In summary: This book, as noted earlier, is directed toward determining what the nations of the world, rather than the individual, might be able to do to protect themselves from an impending economic calamity caused by the collapse of the U.S. dollar. When studied from this perspective, the subject becomes much more complex and is, at least for the layman, a bit daunting. This book is so thorough, so comprehensive, and so relentlessly well documented, in fact, that, at times you might feel that you're back in school studying a new and difficult textbook. Nevertheless, the end does justify the means. For even if you only grasp half of what you read, it will certainly be well worth the effort even though the story this author tells may not be what you'd hoped to hear.
deflationary pressure then dollar collapse Jan 06, 2010
The author clearly understands this really well. But at first it was confusing how he could say there was going to be deflation and the dollar was going to collapse, which is a hyperinflation sort of thing. Then it was clear, first deflation then Fed responds with lots of money, then dollar collapse.
Best book I've read...3 years too late Dec 26, 2009
Mandatory reading for investors trying to understand how governments manipulate monetary policy and the effect upon asset prices.

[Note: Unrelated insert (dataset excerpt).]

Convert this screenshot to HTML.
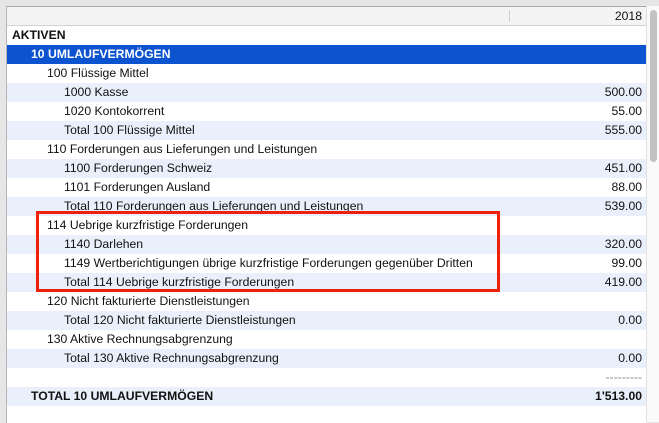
<!DOCTYPE html>
<html><head><meta charset="utf-8"><style>
body{margin:0;width:659px;height:422px;background:#e6e6e6;overflow:hidden;font-family:"Liberation Sans",sans-serif;font-size:12.2px;color:#111;position:relative}
#t{position:absolute;left:6px;top:6px;width:640px;height:416px;background:#fff;border-left:1px solid #b5b5b5;border-top:1px solid #a9a9a9}
#hd{position:absolute;left:0;top:0;width:640px;height:18px;background:#f4f4f4;border-bottom:1px solid #d2d2d2}
#hd .sep{position:absolute;left:502px;top:3px;width:1px;height:12px;background:#d0d0d0}
#hd .y{position:absolute;right:5px;top:2px}
.r{position:absolute;left:0;width:640px;height:19px;line-height:19px;white-space:nowrap}
.r span{position:absolute}
.r .v{right:5px}
.l{background:#eaf0fb}
.b{font-weight:bold}
.sel{background:#0b53cf;color:#fff;font-weight:bold}
#sb{position:absolute;left:646px;top:6px;width:13px;height:416px;background:#fafafa;border-left:1px solid #e0e0e0}
#th{position:absolute;left:650px;top:10px;width:7px;height:152px;background:#c2c2c2;border-radius:4px}
#box{position:absolute;left:36px;top:211px;width:458px;height:75px;border:3px solid #f0200f}
</style></head><body>
<div id="t">
<div id="hd"><div class="sep"></div><span class="y">2018</span></div>
<div class="r b" style="top:19px"><span style="left:5px">AKTIVEN</span></div>
<div class="r sel" style="top:38px"><span style="left:24px">10 UMLAUFVERMÖGEN</span></div>
<div class="r" style="top:57px"><span style="left:40px">100 Flüssige Mittel</span></div>
<div class="r l" style="top:76px"><span style="left:57px">1000 Kasse</span><span class="v">500.00</span></div>
<div class="r" style="top:95px"><span style="left:57px">1020 Kontokorrent</span><span class="v">55.00</span></div>
<div class="r l" style="top:114px"><span style="left:57px">Total 100 Flüssige Mittel</span><span class="v">555.00</span></div>
<div class="r" style="top:133px"><span style="left:40px">110 Forderungen aus Lieferungen und Leistungen</span></div>
<div class="r l" style="top:152px"><span style="left:57px">1100 Forderungen Schweiz</span><span class="v">451.00</span></div>
<div class="r" style="top:171px"><span style="left:57px">1101 Forderungen Ausland</span><span class="v">88.00</span></div>
<div class="r l" style="top:190px"><span style="left:57px">Total 110 Forderungen aus Lieferungen und Leistungen</span><span class="v">539.00</span></div>
<div class="r" style="top:209px"><span style="left:40px">114 Uebrige kurzfristige Forderungen</span></div>
<div class="r l" style="top:228px"><span style="left:57px">1140 Darlehen</span><span class="v">320.00</span></div>
<div class="r" style="top:247px"><span style="left:57px">1149 Wertberichtigungen übrige kurzfristige Forderungen gegenüber Dritten</span><span class="v">99.00</span></div>
<div class="r l" style="top:266px"><span style="left:57px">Total 114 Uebrige kurzfristige Forderungen</span><span class="v">419.00</span></div>
<div class="r" style="top:285px"><span style="left:40px">120 Nicht fakturierte Dienstleistungen</span></div>
<div class="r l" style="top:304px"><span style="left:57px">Total 120 Nicht fakturierte Dienstleistungen</span><span class="v">0.00</span></div>
<div class="r" style="top:323px"><span style="left:40px">130 Aktive Rechnungsabgrenzung</span></div>
<div class="r l" style="top:342px"><span style="left:57px">Total 130 Aktive Rechnungsabgrenzung</span><span class="v">0.00</span></div>
<div class="r" style="top:361px"><span class="v" style="color:#888">---------</span></div>
<div class="r l b" style="top:380px"><span style="left:24px">TOTAL 10 UMLAUFVERMÖGEN</span><span class="v">1'513.00</span></div>
</div>
<div id="sb"></div><div id="th"></div>
<div id="box"></div>
</body></html>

The Reasons Behind the Economic Crisis Dec 20, 2009
The Dollar Crisis introduces the reader to Austrian Economics and according to this theory trade imbalances create excess amounts of capital, which result in a credit boom. Businesses borrow this money and over invest causing a lost of profitability due to the increased amount of competition. The excess capital is then redeployed to other parts of the economy causing an speculative bubble, which eventually pops. This theory explains the Great Depression (after WW I the US had an excess amount of gold), the Latin America Banking crisis (OPEC countries had an excess amount of capitol after the spike in oil prices), and the Japanese bubble (the US/Japan trade deficit). Although the book was originally written in 2003 Richard Duncan could see that US current account deficit was creating speculative bubbles in the US stock, bond, and housing markets. This a good book for anyone interested in economic theories other than Keynesian and monetarism.